Why health IT in the workplace improves nursing staff satisfactionDate: June 23, 2016
While technology is advancing rapidly in most industries, technology improvements in the health care field can have life or death implications. Many of these advancements’ benefits are clear, such as improved patient outcomes, reduced overall costs and decreased hospital re-admission rates. However, patients are not the only people who are assisted by improvements in health IT. These tech resources can do a lot to improve the workplace environment and daily responsibilities of the nurses who work in the field, as well.
As demand for qualified nursing professionals increases across the U.S., retaining staff members by creating a positive work environment is critical for health care facilities. With proper implementation and training measures, health IT is one strategy that can improve nursing staff satisfaction rates.
Nurses and technology
The current demand for nurses is extremely high. According to the U.S. Bureau of Labor Statistics, jobs for nursing professionals are expected to increase by 16 percent between 2014 and 2024, a much faster than average rate across industries. Based on numbers reported by the bureau, that growth can lead to the addition of more than 400,000 jobs nationwide. Many of the new nurses that hospitals and other health care facilities are hiring already are accustomed to working with technology in every other area of their lives. In fact, they may have never worked or studied somewhere that did not require the use of computer and smartphone technology to complete regular tasks.
Many nurses — the younger generation in particular — will find it frustrating if they can cash a check, order a pizza and schedule a haircut all from the convenience of their phone, but they have to enter patient information in a paper chart by hand. A 2013 study by AMN Healthcare confirmed that younger nurses are more likely to agree that electronic medical records (EMRs) improve their job satisfaction. The organization found that 67 percent of nurses between the ages of 19 and 39 reported that they agreed or strongly agreed that this technology increased their job satisfaction, as opposed to 51 percent of nurses in the 40-to-54 age group and 45 percent of nurses age 55 and older. As nurses retire and the new generation steps in, the number of nurses who believe their workplace satisfaction is increased by health IT such as EMRs is likely to continue to grow.
Whatever the age of a nursing staff or its comfort level with modern technology, efficiency is likely something that any employee can agree is a positive thing. If a health care center wants to improve nursing staff satisfaction, one of the first things that should be examined is how nurses’ jobs can be made more efficient. This area is one in which health IT can play a significant role. When technology is implemented properly in health care, it can do a great amount to cut unnecessary tasks and shorten time on task, giving nurses more time to dedicate to direct patient care and other important responsibilities that will improve the performance of the health care organization.

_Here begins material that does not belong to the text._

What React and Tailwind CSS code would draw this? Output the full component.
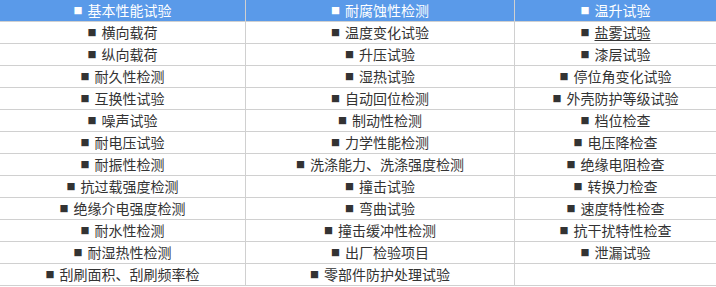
const rows = [
  ["横向载荷", "温度变化试验", "盐雾试验"],
  ["纵向载荷", "升压试验", "漆层试验"],
  ["耐久性检测", "湿热试验", "停位角变化试验"],
  ["互换性试验", "自动回位检测", "外壳防护等级试验"],
  ["噪声试验", "制动性检测", "档位检查"],
  ["耐电压试验", "力学性能检测", "电压降检查"],
  ["耐振性检测", "洗涤能力、洗涤强度检测", "绝缘电阻检查"],
  ["抗过载强度检测", "撞击试验", "转换力检查"],
  ["绝缘介电强度检测", "弯曲试验", "速度特性检查"],
  ["耐水性检测", "撞击缓冲性检测", "抗干扰特性检查"],
  ["耐湿热性检测", "出厂检验项目", "泄漏试验"],
  ["刮刷面积、刮刷频率检", "零部件防护处理试验", ""],
];

const heads = ["基本性能试验", "耐腐蚀性检测", "温升试验"];

function Cell({ text, link, last }) {
  return (
    <div
      className={`h-[22px] flex items-center justify-center border-b border-[#d0d0d0] ${
        last ? "" : "border-r"
      }`}
    >
      {text && (
        <>
          <span className="mr-[5px] text-[9px] leading-none">■</span>
          <span className={`leading-[21px] ${link ? "underline underline-offset-2" : ""}`}>
            {text}
          </span>
        </>
      )}
    </div>
  );
}

export default function App() {
  return (
    <div
      className="w-[716px] h-[287px] overflow-hidden bg-white text-[14px] text-[#333]"
      style={{ fontFamily: '"Noto Sans CJK SC", "Noto Sans", sans-serif' }}
    >
      <div className="grid grid-cols-[246px_269px_201px] bg-[#5a9ae9] text-white">
        {heads.map((h, i) => (
          <Cell key={h} text={h} last={i === 2} />
        ))}
      </div>
      <div className="grid grid-cols-[246px_269px_201px]">
        {rows.map((r, ri) =>
          r.map((c, i) => (
            <Cell key={ri + "-" + i} text={c} last={i === 2} link={ri === 0 && i === 2} />
          ))
        )}
      </div>
    </div>
  );
}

Nurses are charged with many important responsibilities in patient care that require fast and effective decision-making. One way to empower decision-making on the job is to ensure that nursing staff have access to the tools that will help them to perform their jobs well. Health IT can give nurses tools that will increase their efficiency and abilities in the workplace.
Nurses also will feel more empowered in their roles — and consequently more satisfied in the workplace — if they have access to tools that will supplement their own knowledge and abilities. For example, mobile apps are increasingly being used to aid in decision-making in health care. In a 2015 study by the Columbia University Medical Center, smartphones and tablets were used by nurses when diagnosing patients with chronic health conditions, such depression, obesity and smoking. In the study, a mobile app guided nurses through diagnoses and supported their ability to identify these health conditions in patients. The mobile app, designed around evidence-based criteria, provided cues to assist nurses in speaking with the patient, such as reminding nurses to ask about chewing tobacco in addition to smoking habits.
Through empowerment, increased efficiency and modernized processes, health IT can improve the workplace experience for nurses, increasing their satisfaction levels and allowing them to focus on what they do best: caring for patients.